The United States Constitution was ratified in 1789 and in the same year, the first President and Vice President were elected. George Washington was an obvious choice to lead the nation after gaining unanimous admiration for his service as the commanding General of the victorious Continental Army. John Adams, elected Vice President, was a renowned diplomat who had been an early proponent of independence when the Continental Congress met nearly 15 years before. There was another man, however, who may have had the popularity and admiration necessary to challenge these men for leadership of the nation if only he had entered his name. That man was much older than either Washington or Adams and in fact, near death. His name was Benjamin Franklin. President Washington and the nation received the news of Franklin's death in 1790 with grief and mourning. Franklin was 84 years old when he passed away, an extraordinary age in contemporary terms, and he had played many roles throughout his lifetime. His contributions to America were not just political but cultural and scientific as well. After years of service to the nascent nation, Franklin must have been proud to witness the unifying of the States under a Constitution that he helped form.
Benjamin Franklin was a representative of the colonies to Britain for over a decade before the outbreak of revolution.

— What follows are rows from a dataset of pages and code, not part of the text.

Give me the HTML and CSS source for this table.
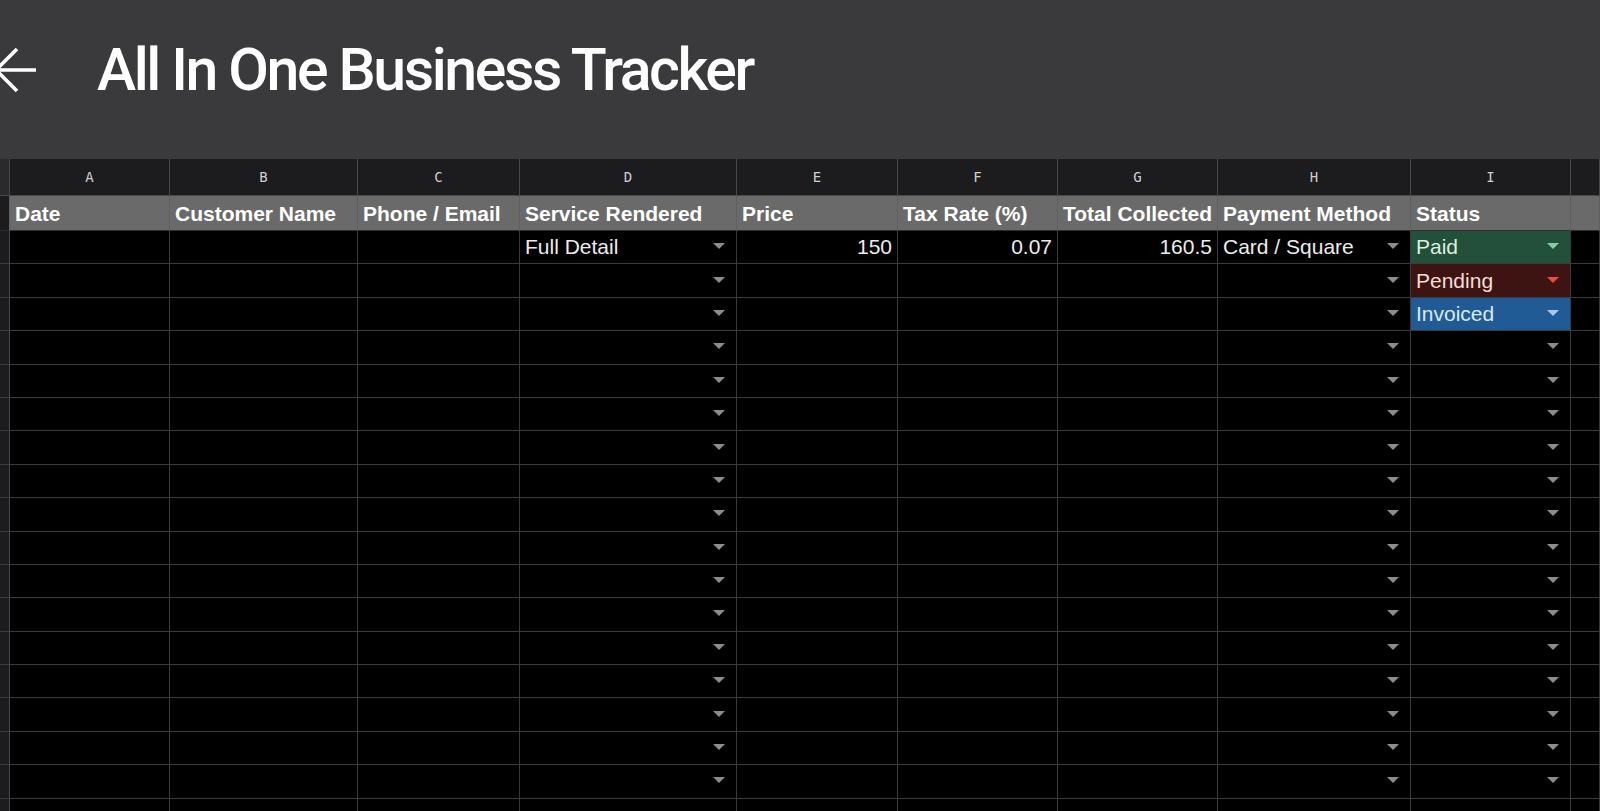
FILE: index.html
```html
<!DOCTYPE html>
<html>
<head>
<meta charset="utf-8">
<link rel="stylesheet" href="styles.css">
</head>
<body>
<header class="topbar">
  <svg class="back" width="44" height="46" viewBox="0 0 44 46">
    <path d="M42 23 H3 M23 2 L2 23 L23 44" fill="none" stroke="#fff" stroke-width="3.6" stroke-linejoin="miter"/>
  </svg>
  <h1 class="title">All In One Business Tracker</h1>
</header>
<main class="sheet">
  <div class="c rh lt"></div>
  <div class="c lt">A</div><div class="c lt">B</div><div class="c lt">C</div><div class="c lt">D</div><div class="c lt">E</div><div class="c lt">F</div><div class="c lt">G</div><div class="c lt">H</div><div class="c lt">I</div><div class="c lt"></div>

  <div class="c rh hd"></div>
  <div class="c hd">Date</div><div class="c hd">Customer Name</div><div class="c hd">Phone / Email</div><div class="c hd">Service Rendered</div><div class="c hd">Price</div><div class="c hd">Tax Rate (%)</div><div class="c hd">Total Collected</div><div class="c hd">Payment Method</div><div class="c hd">Status</div><div class="c hd"></div>

  <div class="c rh"></div>
  <div class="c"></div><div class="c"></div><div class="c"></div><div class="c dd">Full Detail</div><div class="c num">150</div><div class="c num">0.07</div><div class="c num">160.5</div><div class="c dd">Card / Square</div><div class="c dd paid">Paid</div><div class="c"></div>

  <div class="c rh"></div>
  <div class="c"></div><div class="c"></div><div class="c"></div><div class="c dd"></div><div class="c"></div><div class="c"></div><div class="c"></div><div class="c dd"></div><div class="c dd pending">Pending</div><div class="c"></div>

  <div class="c rh"></div>
  <div class="c"></div><div class="c"></div><div class="c"></div><div class="c dd"></div><div class="c"></div><div class="c"></div><div class="c"></div><div class="c dd"></div><div class="c dd invoiced">Invoiced</div><div class="c"></div>
</main>
<script src="rows.js"></script>
</body>
</html>
```

FILE: rows.js
```js
(function () {
  var sheet = document.querySelector('.sheet');
  var html = '';
  for (var i = 0; i < 15; i++) {
    html += '<div class="c rh"></div>' +
      '<div class="c"></div><div class="c"></div><div class="c"></div>' +
      '<div class="c dd"></div><div class="c"></div><div class="c"></div><div class="c"></div>' +
      '<div class="c dd"></div><div class="c dd"></div><div class="c"></div>';
  }
  sheet.insertAdjacentHTML('beforeend', html);
})();
```

FILE: styles.css
```css
html, body {
  margin: 0;
  padding: 0;
  background: #000;
  height: 811px;
  overflow: hidden;
}

.topbar {
  height: 159px;
  background: #3a3a3c;
  display: flex;
  align-items: center;
  box-sizing: border-box;
  padding-bottom: 20px;
}

.back {
  flex: none;
  margin-left: -6px;
  margin-right: 59px;
}

.title {
  margin: 0;
  font-family: "Roboto", "Lato", sans-serif;
  font-weight: 500;
  font-size: 59px;
  letter-spacing: -2.4px;
  color: #fff;
  line-height: 1;
}

.sheet {
  display: grid;
  grid-template-columns: 10px 160px 188px 162px 217px 161px 160px 160px 193px 160px 1fr;
  grid-template-rows: 37px 35px;
  grid-auto-rows: 33.4px;
  font-family: "Liberation Sans", Arial, sans-serif;
}

.c {
  box-sizing: border-box;
  border-right: 1px solid #3b3b3b;
  border-bottom: 1px solid #3b3b3b;
  color: #ececec;
  font-size: 21px;
  padding: 0 5px;
  display: flex;
  align-items: center;
  white-space: nowrap;
  overflow: hidden;
}

.rh {
  background: #1c1c1e;
  border-right-color: #48484a;
  padding: 0;
}

.lt {
  background: #1c1c1e;
  border-right-color: #48484a;
  border-bottom-color: #48484a;
  justify-content: center;
  font-family: "DejaVu Sans Mono", monospace;
  font-size: 14px;
  color: #cfcfcf;
}

.rh.lt {
  background: #2a2a2c;
}

.hd {
  background: #6a6a6a;
  border-right-color: #606060;
  border-bottom-color: #2e2e2e;
  font-weight: bold;
  color: #fff;
  padding-top: 1px;
}

.rh.hd {
  background: #1c1c1e;
}

.num {
  justify-content: flex-end;
}

.dd {
  justify-content: space-between;
  padding-right: 11px;
}

.dd::after {
  content: "";
  flex: none;
  margin-left: auto;
  width: 0;
  height: 0;
  border-left: 6px solid transparent;
  border-right: 6px solid transparent;
  border-top: 6px solid #8c8c8c;
  margin-top: -2px;
}

.paid {
  background: #22503a;
  color: #dcefdc;
}
.paid::after {
  border-top-color: #86cfa6;
}

.pending {
  background: #3d1411;
  color: #f7dcd8;
}
.pending::after {
  border-top-color: #ee4b3e;
}

.invoiced {
  background: #205b96;
  color: #dbe8f6;
}
.invoiced::after {
  border-top-color: #a5c9f2;
}
```
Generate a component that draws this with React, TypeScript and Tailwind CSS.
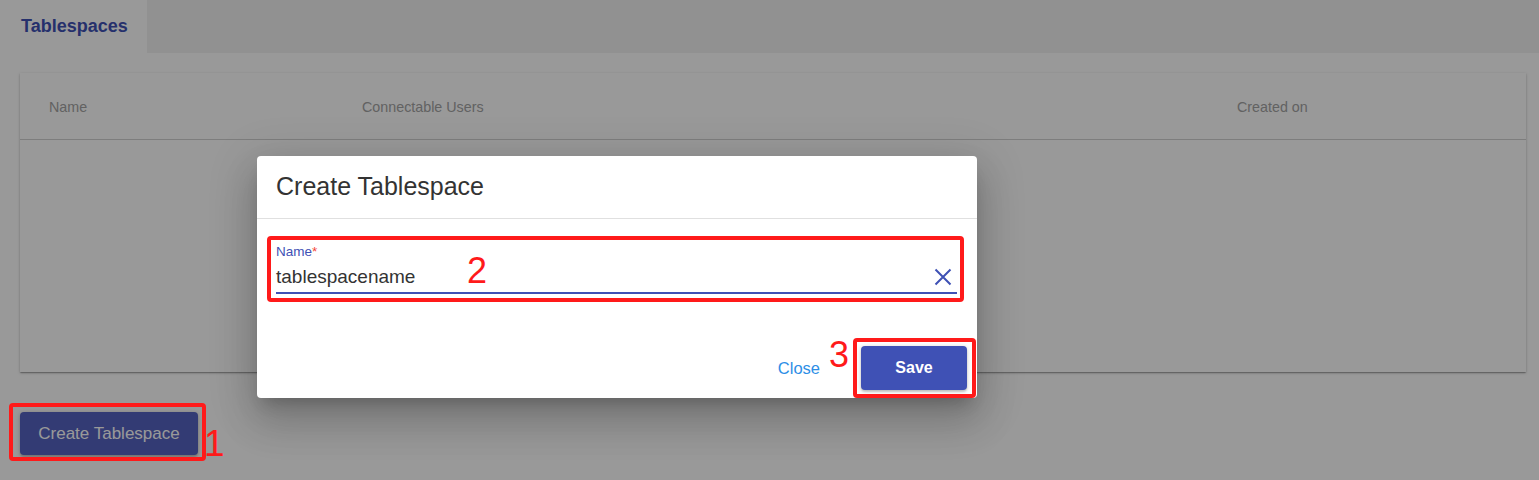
import React from "react";

export default function App() {
  return (
    <div className="relative w-[1539px] h-[480px] overflow-hidden bg-white font-['Liberation_Sans',Arial,sans-serif]">
      {/* Tab bar */}
      <div className="flex h-[53px] bg-[#f2f2f2]">
        <div className="w-[147px] bg-white flex items-center pl-[21px] text-[18px] font-bold text-[#3f51b5]">
          Tablespaces
        </div>
      </div>

      {/* Content */}
      <div className="pl-[20px] pr-[13px] pt-[20px]">
        <div className="h-[299px] bg-white shadow-[0_1px_3px_rgba(0,0,0,0.2),0_1px_1px_rgba(0,0,0,0.14),0_2px_1px_-1px_rgba(0,0,0,0.12)]">
          <div className="h-[67px] flex items-center pt-[3px] border-b border-[#d0d0d0] text-[14.3px] text-[#a3a3a3]">
            <div className="w-[342px] pl-[29px]">Name</div>
            <div className="w-[875px]">Connectable Users</div>
            <div>Created on</div>
          </div>
        </div>
        <div className="mt-[40px]">
          <button className="w-[178px] h-[43px] rounded-[4px] bg-[#5563c1] text-white text-[17px] shadow-[0_1px_5px_rgba(0,0,0,0.2),0_2px_2px_rgba(0,0,0,0.14)]">
            Create Tablespace
          </button>
        </div>
      </div>

      {/* Overlay */}
      <div className="absolute inset-0 bg-black/40" />

      {/* Modal */}
      <div className="absolute left-[257px] top-[156px] w-[720px] h-[242px] bg-white rounded-[4px] flex flex-col shadow-[0_11px_15px_-7px_rgba(0,0,0,0.2),0_24px_38px_3px_rgba(0,0,0,0.14),0_9px_46px_8px_rgba(0,0,0,0.12)]">
        <div className="h-[63px] flex items-center px-[19px] border-b border-[#e0e0e0] text-[25px] text-[#333333]">
          Create Tablespace
        </div>
        <div className="pl-[19px] pr-[20px] pt-[24px]">
          <div className="text-[13.5px] leading-[17px] text-[#3f51b5]">
            Name<span className="text-[#f44336]">*</span>
          </div>
          <div className="h-[34px] flex items-center justify-between border-b-2 border-[#3f51b5]">
            <span className="text-[19px] text-[#333333] pt-[2px]">tablespacename</span>
            <svg width="18" height="18" viewBox="0 0 18 18" className="mr-[5px] mt-[1px]">
              <path d="M1.5 1.5L16.5 16.5M16.5 1.5L1.5 16.5" stroke="#3f51b5" strokeWidth="2" fill="none" />
            </svg>
          </div>
        </div>
        <div className="mt-auto flex items-center justify-end gap-[41px] pr-[10px] pb-[8px]">
          <span className="text-[16.5px] text-[#2d8ee6]">Close</span>
          <button className="w-[106px] h-[44px] rounded-[4px] bg-[#3f51b5] text-white text-[16px] font-bold shadow-[0_1px_5px_rgba(0,0,0,0.2),0_2px_2px_rgba(0,0,0,0.14)]">
            Save
          </button>
        </div>
      </div>

      {/* Annotations */}
      <div className="absolute left-[9px] top-[403px] w-[197px] h-[58px] border-[4px] border-[#ff1a1a] rounded-[4px]" />
      <div className="absolute left-[204px] top-[425px] text-[37px] leading-none text-[#ff1a1a]">1</div>

      <div className="absolute left-[267px] top-[236px] w-[697px] h-[66px] border-[4px] border-[#ff1a1a] rounded-[4px]" />
      <div className="absolute left-[467px] top-[253px] text-[36px] leading-none text-[#ff1a1a]">2</div>

      <div className="absolute left-[853px] top-[338px] w-[123px] h-[60px] border-[4px] border-[#ff1a1a] rounded-[4px]" />
      <div className="absolute left-[829px] top-[337px] text-[36px] leading-none text-[#ff1a1a]">3</div>
    </div>
  );
}
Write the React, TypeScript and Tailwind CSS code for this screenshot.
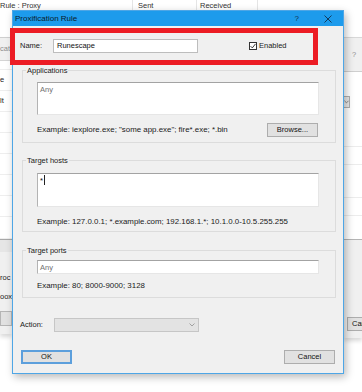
import React from 'react';

const Box: React.FC<{ className?: string; children?: React.ReactNode }> = ({ className = '', children }) => (
  <div
    className={`bg-white border border-t-[#a3a3a3] border-l-[#b3b3b3] border-r-[#e6e6e6] border-b-[#e6e6e6] px-[2px] pt-[2px] leading-[9px] ${className}`}
  >
    {children}
  </div>
);

const GroupBox: React.FC<{ label: string; className?: string; children: React.ReactNode }> = ({
  label,
  className = '',
  children,
}) => (
  <div className={`relative ml-[9px] mr-[7px] border border-[#dcdcdc] pl-[14px] pr-[16px] ${className}`}>
    <span className="absolute left-[3px] top-[-5px] bg-[#f0f0f0] px-px leading-[9px] text-[#1a1a1a]">{label}</span>
    {children}
  </div>
);

const WinButton: React.FC<{ label: string; primary?: boolean; className?: string }> = ({
  label,
  primary,
  className = '',
}) => (
  <div
    className={`flex h-[14px] w-[51px] items-center justify-center bg-[#e1e1e1] leading-none text-[#111] ${
      primary ? 'border-2 border-[#5c9fdc]' : 'border border-[#adadad]'
    } ${className}`}
  >
    {label}
  </div>
);

const Chevron: React.FC<{ color?: string }> = ({ color = '#9a9a9a' }) => (
  <svg width="6" height="4" viewBox="0 0 6 4">
    <path d="M0.5 0.5 L3 3 L5.5 0.5" fill="none" stroke={color} strokeWidth="0.9" />
  </svg>
);

const ListRow: React.FC<{ text?: string; h?: string }> = ({ text, h = 'h-[21px]' }) => (
  <div className={`flex ${h} items-center border-b border-[#eeeeee] leading-none text-[#222]`}>{text}</div>
);

export default function App() {
  return (
    <div className="relative h-[392px] w-[362px] overflow-hidden bg-white font-['Liberation_Sans',sans-serif] text-[7.5px]">
      {/* main window list header behind everything */}
      <div className="flex h-[11px] items-center leading-none text-[#333]">
        <div className="h-full w-[133px] border-r border-[#e5e5e5] pt-[2px]">Rule : Proxy</div>
        <div className="h-full w-[64px] border-r border-[#e5e5e5] pl-[5px] pt-[2px]">Sent</div>
        <div className="h-full w-[61px] border-r border-[#e5e5e5] pl-[3px] pt-[2px]">Received</div>
      </div>

      {/* behind dialog, left edge */}
      <div className="absolute left-0 top-[37px] flex h-[297px] w-[12px] flex-col overflow-hidden border-t border-[#cfcfcf] bg-[#f0f0f0] shadow-[0_3px_4px_rgba(0,0,0,0.15)]">
        <div className="flex h-[22px] items-center whitespace-nowrap leading-none text-[#8c8c8c]">cat</div>
        <div className="flex flex-col border-t border-[#d4d4d4] bg-white">
          <ListRow h="h-[9px]" />
          <ListRow text="e" />
          <ListRow text="lt" />
          <ListRow />
          <ListRow />
          <ListRow />
          <ListRow />
          <ListRow />
          <ListRow h="h-[22px]" />
        </div>
        <div className="h-[13px] border-t border-[#a8a8a8] bg-[#e6e6e6]" />
        <div className="flex flex-col whitespace-nowrap leading-none text-[#222]">
          <div className="mt-[22px]">roc</div>
          <div className="mt-[11px]">oox</div>
          <div className="mt-[11px] h-[15px] border border-[#b5b5b5] bg-[#e1e1e1]" />
        </div>
      </div>

      {/* behind dialog, right edge */}
      <div className="absolute left-[344px] top-[37px] flex h-[301px] w-[18px] flex-col overflow-hidden bg-[#f0f0f0] shadow-[0_3px_4px_rgba(0,0,0,0.15)]">
        <div className="flex h-[34px] items-center border-t border-[#d8d8d8] pl-[8px] leading-none text-[#8f8f8f]">?</div>
        <div className="flex h-[168px] flex-col border-t border-[#cfcfcf] bg-white">
          <div className="mt-[24px] flex h-[12px] w-[6px] items-center justify-center border border-l-0 border-[#b0b0b0] bg-[#e9e9e9]">
            <Chevron color="#666" />
          </div>
          <div className="mt-[38px] h-px bg-[#ececec]" />
          <div className="mt-[17px] h-px bg-[#ececec]" />
          <div className="mt-[32px] h-px bg-[#ececec]" />
          <div className="mt-[17px] h-px bg-[#ececec]" />
        </div>
        <div className="flex flex-1 flex-col border-t border-[#b4b4b4]">
          <div className="ml-[3px] mt-[77px] flex h-[14px] w-[40px] items-center border border-[#adadad] bg-[#e1e1e1] pl-[4px] leading-none text-[#111]">
            Cancel
          </div>
        </div>
      </div>

      {/* Proxification Rule dialog */}
      <div className="absolute left-[12px] top-[10px] flex h-[364px] w-[332px] flex-col border border-[#4ea6e6] bg-[#f0f0f0] shadow-[2px_3px_8px_rgba(0,0,0,0.28)]">
        <div className="flex h-[15px] items-center bg-[#1d9bec] pl-[2px] pr-[11px] leading-none text-[#0b1a29]">
          <span className="text-[8px]">Proxification Rule</span>
          <span className="ml-auto mr-[25px] text-[8px] text-[#11314d]">?</span>
          <svg width="8" height="8" viewBox="0 0 8 8">
            <path d="M0.5 0.5 L7.5 7.5 M7.5 0.5 L0.5 7.5" stroke="#11314d" strokeWidth="0.9" />
          </svg>
        </div>

        {/* name row */}
        <div className="mt-[13px] flex h-[14px] items-center pl-[7px] leading-none text-[#1a1a1a]">
          <span className="w-[33px]">Name:</span>
          <div className="flex h-[14px] w-[145px] items-center border border-[#bdbdbd] bg-white pl-[3px] text-[#111]">
            Runescape
          </div>
          <div className="ml-[51px] flex h-[8px] w-[8px] items-center justify-center border border-[#333] bg-white">
            <svg width="6" height="6" viewBox="0 0 6 6">
              <path d="M0.6 3.2 L2.3 4.9 L5.5 0.9" fill="none" stroke="#222" strokeWidth="0.9" />
            </svg>
          </div>
          <span className="ml-[2px]">Enabled</span>
        </div>

        <GroupBox label="Applications" className="mt-[17px] pb-[5px] pt-[11px]">
          <Box className="h-[33px] text-[#6f6f6f]">Any</Box>
          <div className="mt-[8px] flex h-[14px] items-center justify-between leading-none">
            <span className="text-[7.9px] text-[#1a1a1a]">Example: iexplore.exe; "some app.exe"; fire*.exe; *.bin</span>
            <WinButton label="Browse..." className="mr-[1px] w-[50px]" />
          </div>
        </GroupBox>

        <GroupBox label="Target hosts" className="mt-[17px] pb-[4px] pt-[12px]">
          <Box className="flex h-[34px] items-start text-[#111]">
            <span>*</span>
            <span className="ml-px mt-[-1px] h-[10px] w-px bg-[#222]" />
          </Box>
          <div className="mt-[10px] flex h-[10px] items-center leading-none">
            <span className="text-[7.9px] text-[#1a1a1a]">
              Example: 127.0.0.1; *.example.com; 192.168.1.*; 10.1.0.0-10.5.255.255
            </span>
          </div>
        </GroupBox>

        <GroupBox label="Target ports" className="mt-[18px] pb-[6px] pt-[9px]">
          <Box className="h-[14px] text-[#6f6f6f]">Any</Box>
          <div className="mt-[7px] flex h-[10px] items-center leading-none">
            <span className="text-[7.9px] text-[#1a1a1a]">Example: 80; 8000-9000; 3128</span>
          </div>
        </GroupBox>

        {/* action row */}
        <div className="mt-[20px] flex h-[14px] items-center pl-[7px] leading-none text-[#1a1a1a]">
          <span className="w-[34px]">Action:</span>
          <div className="flex h-[14px] w-[145px] items-center justify-end border border-[#c6c6c6] bg-[#e3e3e3] pr-[3px]">
            <Chevron />
          </div>
        </div>

        {/* buttons */}
        <div className="mt-[18px] flex items-center justify-between pl-[8px] pr-[8px]">
          <WinButton label="OK" primary />
          <WinButton label="Cancel" />
        </div>
      </div>

      {/* red highlight */}
      <div className="absolute left-[10px] top-[28px] h-[37px] w-[308px] border-[5px] border-[#ec1c24]" />
    </div>
  );
}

He had earned the respect of Parliament, but never would Franklin lose sight of what was important for the American colonies. With the passage of oppressive laws such as the Stamp Act in 1765 and after his visit to Ireland in 1771, where he witnessed the brutality of British rule, Franklin feared for the future of America under the Crown. After a scandal erupted in 1774 in which Franklin was implicated in the leaking of sensitive letters of the Governor of Massachusetts asking for British troops to squash the rebellious population of Boston, Franklin was outed as a proponent of American Independence. He returned to Philadelphia that year and joined the First Continental Congress in deliberation on revolution. In 1776, Franklin advised Thomas Jefferson on the drafting of the Declaration of Independence.
When war broke out, Franklin went to France on a mission to secure the support of Britain's greatest nemesis. The French had always loved Franklin, since his days as a scientist when he proved the electrical nature of lightning with a kite and his wit as a writer penning inspirational aphorisms and hilarious satire in his periodical, "Poor Richard's Almanack". Franklin was successful in his diplomatic efforts there, including the peace talks that ended the war with the Treaty of Paris in 1783. He returned to Philadelphia with his hero status confirmed. Was Ben Franklin a President? Technically, he became President of Pennsylvania in 1785 and served for three consecutive terms; it was not until later that the title was changed to Governor. Was Benjamin Franklin President of the United States? No, but he did become one of only two men depicted on American dollar bills and was commemorated on the first Postage Stamp, issued in 1847.